▸ Given problem: Return all lines from the listing below in which the string "this" occurs.

=== Materials provided ===

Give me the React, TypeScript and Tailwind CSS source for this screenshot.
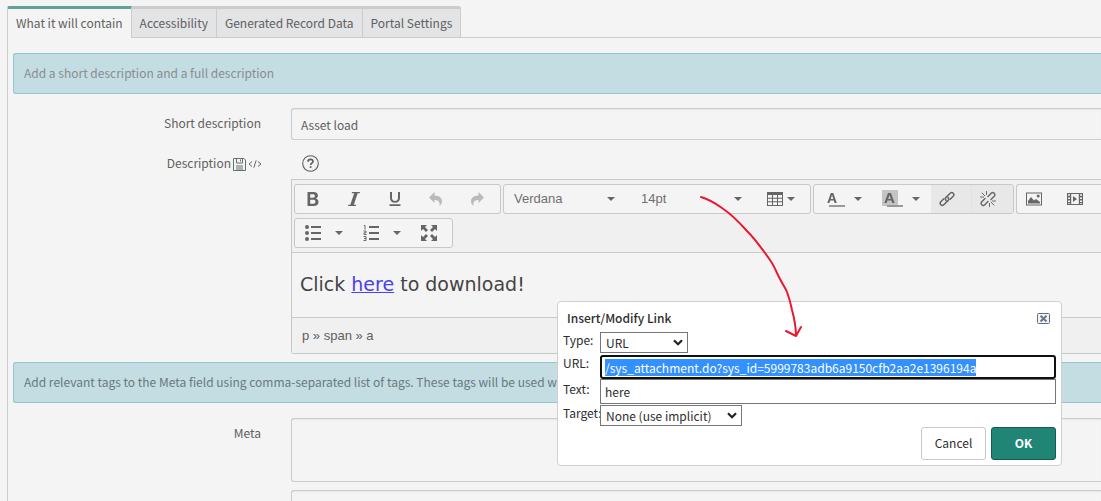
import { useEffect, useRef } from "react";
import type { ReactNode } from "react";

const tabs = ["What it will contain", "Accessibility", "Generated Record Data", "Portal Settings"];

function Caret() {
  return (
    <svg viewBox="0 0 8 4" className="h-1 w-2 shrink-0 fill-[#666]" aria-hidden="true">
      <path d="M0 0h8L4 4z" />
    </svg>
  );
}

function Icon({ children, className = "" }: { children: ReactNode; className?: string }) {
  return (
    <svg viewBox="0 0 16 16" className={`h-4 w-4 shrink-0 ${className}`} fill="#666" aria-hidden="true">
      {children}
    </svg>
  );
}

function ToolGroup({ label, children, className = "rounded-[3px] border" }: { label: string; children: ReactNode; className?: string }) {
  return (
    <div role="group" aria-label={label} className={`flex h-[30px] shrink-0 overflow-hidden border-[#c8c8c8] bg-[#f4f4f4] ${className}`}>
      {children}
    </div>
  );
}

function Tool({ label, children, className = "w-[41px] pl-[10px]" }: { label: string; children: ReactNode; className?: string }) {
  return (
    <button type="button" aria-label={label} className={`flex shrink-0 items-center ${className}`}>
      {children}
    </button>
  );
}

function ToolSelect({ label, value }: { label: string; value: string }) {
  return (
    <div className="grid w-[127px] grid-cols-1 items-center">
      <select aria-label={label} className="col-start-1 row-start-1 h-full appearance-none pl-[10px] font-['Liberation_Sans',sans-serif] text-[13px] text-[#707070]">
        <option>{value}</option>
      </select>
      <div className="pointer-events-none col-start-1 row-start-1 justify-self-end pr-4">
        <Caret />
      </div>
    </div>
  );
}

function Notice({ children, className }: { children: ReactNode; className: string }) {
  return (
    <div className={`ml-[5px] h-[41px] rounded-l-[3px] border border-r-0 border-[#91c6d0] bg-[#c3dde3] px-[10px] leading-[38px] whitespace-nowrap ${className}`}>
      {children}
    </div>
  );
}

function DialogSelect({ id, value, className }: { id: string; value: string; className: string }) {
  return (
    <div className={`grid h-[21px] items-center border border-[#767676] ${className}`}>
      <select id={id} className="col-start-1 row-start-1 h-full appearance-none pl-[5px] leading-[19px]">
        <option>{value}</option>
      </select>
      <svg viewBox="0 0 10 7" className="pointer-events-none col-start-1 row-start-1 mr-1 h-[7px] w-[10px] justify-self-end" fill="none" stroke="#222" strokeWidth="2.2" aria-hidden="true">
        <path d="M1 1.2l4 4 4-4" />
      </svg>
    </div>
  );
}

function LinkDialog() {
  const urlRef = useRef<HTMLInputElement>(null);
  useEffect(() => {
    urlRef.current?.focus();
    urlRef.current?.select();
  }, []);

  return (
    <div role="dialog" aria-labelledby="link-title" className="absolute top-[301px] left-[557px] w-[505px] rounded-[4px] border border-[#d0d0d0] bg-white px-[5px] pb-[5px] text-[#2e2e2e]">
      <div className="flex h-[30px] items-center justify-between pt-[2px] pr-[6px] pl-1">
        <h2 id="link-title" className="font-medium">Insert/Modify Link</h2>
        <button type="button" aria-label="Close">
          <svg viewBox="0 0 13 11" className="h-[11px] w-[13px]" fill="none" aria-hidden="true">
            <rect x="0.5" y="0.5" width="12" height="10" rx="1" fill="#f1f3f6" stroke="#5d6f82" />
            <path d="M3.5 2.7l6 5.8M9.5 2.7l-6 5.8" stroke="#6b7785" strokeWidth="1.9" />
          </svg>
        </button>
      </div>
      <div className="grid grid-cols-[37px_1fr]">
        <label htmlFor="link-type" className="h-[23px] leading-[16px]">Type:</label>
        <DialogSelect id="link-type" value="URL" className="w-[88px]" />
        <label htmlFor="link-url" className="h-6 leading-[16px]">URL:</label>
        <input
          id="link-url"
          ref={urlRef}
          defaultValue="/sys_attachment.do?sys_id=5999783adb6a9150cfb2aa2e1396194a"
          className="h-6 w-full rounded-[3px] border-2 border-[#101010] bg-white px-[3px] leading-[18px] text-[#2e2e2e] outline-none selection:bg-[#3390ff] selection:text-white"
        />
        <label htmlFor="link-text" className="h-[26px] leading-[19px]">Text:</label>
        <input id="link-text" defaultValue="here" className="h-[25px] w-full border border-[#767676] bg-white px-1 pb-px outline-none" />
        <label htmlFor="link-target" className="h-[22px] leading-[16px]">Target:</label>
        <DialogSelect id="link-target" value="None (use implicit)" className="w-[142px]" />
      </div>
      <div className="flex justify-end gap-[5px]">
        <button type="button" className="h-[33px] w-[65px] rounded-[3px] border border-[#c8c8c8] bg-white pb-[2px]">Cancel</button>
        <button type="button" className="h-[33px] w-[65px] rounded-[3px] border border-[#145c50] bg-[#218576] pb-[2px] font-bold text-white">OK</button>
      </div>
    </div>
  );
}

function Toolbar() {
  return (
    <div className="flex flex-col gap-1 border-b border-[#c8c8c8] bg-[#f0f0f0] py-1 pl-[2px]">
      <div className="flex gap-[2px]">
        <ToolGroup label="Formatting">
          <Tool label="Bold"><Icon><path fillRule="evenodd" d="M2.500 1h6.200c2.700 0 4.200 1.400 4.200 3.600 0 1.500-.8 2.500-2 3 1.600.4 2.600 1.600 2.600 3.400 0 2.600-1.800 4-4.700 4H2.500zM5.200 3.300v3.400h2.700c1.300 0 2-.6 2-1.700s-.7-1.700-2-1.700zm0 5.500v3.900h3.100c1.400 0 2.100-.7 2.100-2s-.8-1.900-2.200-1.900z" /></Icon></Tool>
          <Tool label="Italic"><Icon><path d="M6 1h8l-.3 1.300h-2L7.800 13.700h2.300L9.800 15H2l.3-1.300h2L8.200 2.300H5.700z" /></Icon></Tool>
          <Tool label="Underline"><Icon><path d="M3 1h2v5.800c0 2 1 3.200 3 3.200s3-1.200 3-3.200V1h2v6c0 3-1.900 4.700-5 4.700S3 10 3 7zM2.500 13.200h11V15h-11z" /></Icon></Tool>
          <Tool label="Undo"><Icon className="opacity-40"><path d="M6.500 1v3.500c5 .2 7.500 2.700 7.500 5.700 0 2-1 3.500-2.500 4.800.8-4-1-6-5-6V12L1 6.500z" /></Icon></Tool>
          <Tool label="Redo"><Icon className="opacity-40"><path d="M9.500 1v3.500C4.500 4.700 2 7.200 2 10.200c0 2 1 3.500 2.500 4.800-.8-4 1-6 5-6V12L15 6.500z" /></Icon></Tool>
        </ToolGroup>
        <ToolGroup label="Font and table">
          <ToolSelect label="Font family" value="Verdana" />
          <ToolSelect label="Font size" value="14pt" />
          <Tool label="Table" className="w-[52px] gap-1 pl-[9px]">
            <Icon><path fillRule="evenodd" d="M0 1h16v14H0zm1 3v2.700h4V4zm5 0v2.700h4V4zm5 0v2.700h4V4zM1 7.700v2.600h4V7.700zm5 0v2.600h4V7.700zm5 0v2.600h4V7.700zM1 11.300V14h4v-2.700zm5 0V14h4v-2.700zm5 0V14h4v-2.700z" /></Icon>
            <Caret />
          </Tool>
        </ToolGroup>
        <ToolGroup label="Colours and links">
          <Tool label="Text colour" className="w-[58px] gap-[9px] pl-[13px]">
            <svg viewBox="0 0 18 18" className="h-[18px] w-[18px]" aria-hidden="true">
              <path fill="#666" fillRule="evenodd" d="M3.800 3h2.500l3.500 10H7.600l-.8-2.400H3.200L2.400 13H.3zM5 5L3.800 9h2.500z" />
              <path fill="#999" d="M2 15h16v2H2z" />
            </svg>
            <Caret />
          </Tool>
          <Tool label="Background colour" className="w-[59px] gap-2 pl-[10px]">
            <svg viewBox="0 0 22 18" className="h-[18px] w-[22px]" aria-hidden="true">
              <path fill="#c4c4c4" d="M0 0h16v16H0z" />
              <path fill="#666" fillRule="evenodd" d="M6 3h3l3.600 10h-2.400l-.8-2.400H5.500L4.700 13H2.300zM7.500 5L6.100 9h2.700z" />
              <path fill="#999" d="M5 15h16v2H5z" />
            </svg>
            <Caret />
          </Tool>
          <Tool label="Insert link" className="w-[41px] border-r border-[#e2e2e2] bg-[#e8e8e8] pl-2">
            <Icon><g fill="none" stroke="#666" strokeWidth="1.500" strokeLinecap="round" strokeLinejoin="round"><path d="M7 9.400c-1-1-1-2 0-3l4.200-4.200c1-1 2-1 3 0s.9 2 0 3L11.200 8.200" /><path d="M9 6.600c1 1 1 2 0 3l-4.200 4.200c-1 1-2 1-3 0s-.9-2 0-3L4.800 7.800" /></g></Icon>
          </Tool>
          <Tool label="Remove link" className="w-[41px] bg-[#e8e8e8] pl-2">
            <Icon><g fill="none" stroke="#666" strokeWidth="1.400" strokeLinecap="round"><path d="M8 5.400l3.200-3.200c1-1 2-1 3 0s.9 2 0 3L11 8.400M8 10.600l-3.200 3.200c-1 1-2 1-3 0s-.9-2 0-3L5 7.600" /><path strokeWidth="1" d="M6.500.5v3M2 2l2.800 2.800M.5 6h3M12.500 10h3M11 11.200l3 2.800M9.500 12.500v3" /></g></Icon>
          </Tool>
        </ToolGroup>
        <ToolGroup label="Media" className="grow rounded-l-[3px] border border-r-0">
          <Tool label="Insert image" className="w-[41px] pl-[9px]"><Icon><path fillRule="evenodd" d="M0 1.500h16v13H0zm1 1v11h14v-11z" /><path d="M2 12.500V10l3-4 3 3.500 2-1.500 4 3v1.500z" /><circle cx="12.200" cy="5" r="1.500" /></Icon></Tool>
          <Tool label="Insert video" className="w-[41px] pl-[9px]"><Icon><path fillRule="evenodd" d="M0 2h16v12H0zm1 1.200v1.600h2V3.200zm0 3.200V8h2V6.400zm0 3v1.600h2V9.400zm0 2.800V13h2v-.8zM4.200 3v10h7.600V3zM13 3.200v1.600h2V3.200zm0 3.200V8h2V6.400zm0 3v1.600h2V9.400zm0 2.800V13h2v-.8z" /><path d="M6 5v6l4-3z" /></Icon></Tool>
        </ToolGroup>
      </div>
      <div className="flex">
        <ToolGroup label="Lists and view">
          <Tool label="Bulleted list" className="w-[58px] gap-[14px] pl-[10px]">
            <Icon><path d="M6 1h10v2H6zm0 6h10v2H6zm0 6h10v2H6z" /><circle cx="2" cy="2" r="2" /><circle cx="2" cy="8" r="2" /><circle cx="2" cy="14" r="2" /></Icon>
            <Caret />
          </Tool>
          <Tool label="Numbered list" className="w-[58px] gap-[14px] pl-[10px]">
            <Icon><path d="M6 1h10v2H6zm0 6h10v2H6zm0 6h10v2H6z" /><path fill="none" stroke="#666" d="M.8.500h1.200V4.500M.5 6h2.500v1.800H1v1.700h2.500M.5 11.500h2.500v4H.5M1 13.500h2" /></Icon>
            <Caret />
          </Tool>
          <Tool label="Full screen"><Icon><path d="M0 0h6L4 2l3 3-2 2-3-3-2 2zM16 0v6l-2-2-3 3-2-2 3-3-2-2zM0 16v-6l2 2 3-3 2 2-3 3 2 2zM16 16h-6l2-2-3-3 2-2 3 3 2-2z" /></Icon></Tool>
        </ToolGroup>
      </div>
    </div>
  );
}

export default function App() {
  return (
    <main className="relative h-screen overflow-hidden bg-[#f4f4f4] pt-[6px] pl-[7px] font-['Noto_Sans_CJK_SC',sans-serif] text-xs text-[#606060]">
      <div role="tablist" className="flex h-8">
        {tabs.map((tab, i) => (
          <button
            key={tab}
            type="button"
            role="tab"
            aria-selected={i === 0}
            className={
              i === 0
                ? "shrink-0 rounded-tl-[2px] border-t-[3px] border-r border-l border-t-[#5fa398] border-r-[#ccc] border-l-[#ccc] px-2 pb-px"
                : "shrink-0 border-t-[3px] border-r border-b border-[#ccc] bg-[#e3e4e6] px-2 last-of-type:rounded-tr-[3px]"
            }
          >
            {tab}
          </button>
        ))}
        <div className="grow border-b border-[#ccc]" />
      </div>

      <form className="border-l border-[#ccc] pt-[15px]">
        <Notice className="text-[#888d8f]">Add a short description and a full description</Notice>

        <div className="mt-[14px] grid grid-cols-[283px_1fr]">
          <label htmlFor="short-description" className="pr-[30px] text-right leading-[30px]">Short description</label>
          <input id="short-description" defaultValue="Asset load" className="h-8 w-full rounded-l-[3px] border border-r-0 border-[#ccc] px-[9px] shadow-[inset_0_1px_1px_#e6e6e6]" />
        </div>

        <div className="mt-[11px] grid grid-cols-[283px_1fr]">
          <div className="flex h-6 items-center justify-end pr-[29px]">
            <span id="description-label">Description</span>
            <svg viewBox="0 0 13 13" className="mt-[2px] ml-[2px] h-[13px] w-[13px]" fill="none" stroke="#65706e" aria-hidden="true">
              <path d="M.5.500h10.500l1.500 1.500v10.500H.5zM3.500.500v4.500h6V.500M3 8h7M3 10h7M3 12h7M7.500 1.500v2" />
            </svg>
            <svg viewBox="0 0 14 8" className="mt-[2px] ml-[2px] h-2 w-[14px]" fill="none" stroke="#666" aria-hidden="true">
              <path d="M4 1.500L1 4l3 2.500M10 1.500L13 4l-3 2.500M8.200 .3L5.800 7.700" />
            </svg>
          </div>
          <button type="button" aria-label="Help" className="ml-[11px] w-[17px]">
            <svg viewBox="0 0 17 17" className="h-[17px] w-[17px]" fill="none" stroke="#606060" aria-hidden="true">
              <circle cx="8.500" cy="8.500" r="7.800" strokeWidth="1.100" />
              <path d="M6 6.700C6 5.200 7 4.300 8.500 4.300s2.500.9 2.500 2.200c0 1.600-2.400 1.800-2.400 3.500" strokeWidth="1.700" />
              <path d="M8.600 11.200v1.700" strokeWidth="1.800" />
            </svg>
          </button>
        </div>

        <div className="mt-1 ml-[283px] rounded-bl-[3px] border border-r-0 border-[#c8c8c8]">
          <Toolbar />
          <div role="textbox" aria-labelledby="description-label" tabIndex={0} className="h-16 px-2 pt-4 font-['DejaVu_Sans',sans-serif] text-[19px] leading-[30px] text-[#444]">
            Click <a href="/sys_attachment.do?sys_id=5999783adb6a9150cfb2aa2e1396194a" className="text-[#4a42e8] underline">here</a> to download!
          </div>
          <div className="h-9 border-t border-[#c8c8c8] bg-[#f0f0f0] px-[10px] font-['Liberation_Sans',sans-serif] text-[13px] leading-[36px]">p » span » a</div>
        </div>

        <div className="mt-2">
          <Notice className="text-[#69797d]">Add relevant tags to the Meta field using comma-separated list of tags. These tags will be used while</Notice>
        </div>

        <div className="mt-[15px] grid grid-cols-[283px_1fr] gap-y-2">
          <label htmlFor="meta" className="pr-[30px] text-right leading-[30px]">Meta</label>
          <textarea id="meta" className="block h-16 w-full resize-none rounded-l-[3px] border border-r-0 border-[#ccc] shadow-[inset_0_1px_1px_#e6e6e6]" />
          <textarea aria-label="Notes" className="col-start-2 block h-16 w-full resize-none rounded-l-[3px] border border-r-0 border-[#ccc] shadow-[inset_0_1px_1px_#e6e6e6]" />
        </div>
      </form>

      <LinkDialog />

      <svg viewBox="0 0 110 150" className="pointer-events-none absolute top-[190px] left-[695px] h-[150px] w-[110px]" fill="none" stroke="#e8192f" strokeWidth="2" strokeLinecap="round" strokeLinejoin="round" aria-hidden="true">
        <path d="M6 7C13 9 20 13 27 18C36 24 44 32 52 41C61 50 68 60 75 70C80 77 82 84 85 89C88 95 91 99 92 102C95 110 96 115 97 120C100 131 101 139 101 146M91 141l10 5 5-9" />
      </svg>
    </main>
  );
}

===
=== Materials provided ===

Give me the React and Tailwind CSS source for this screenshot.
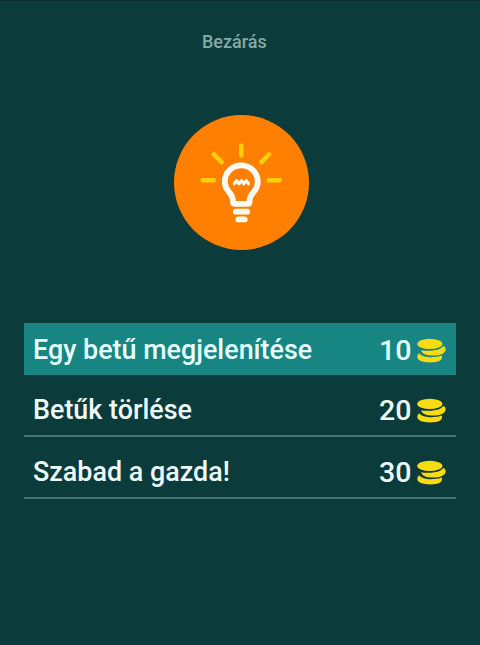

===

▸ The answer:
Give me the React, TypeScript and Tailwind CSS source for this screenshot.
Give me the React and Tailwind CSS source for this screenshot.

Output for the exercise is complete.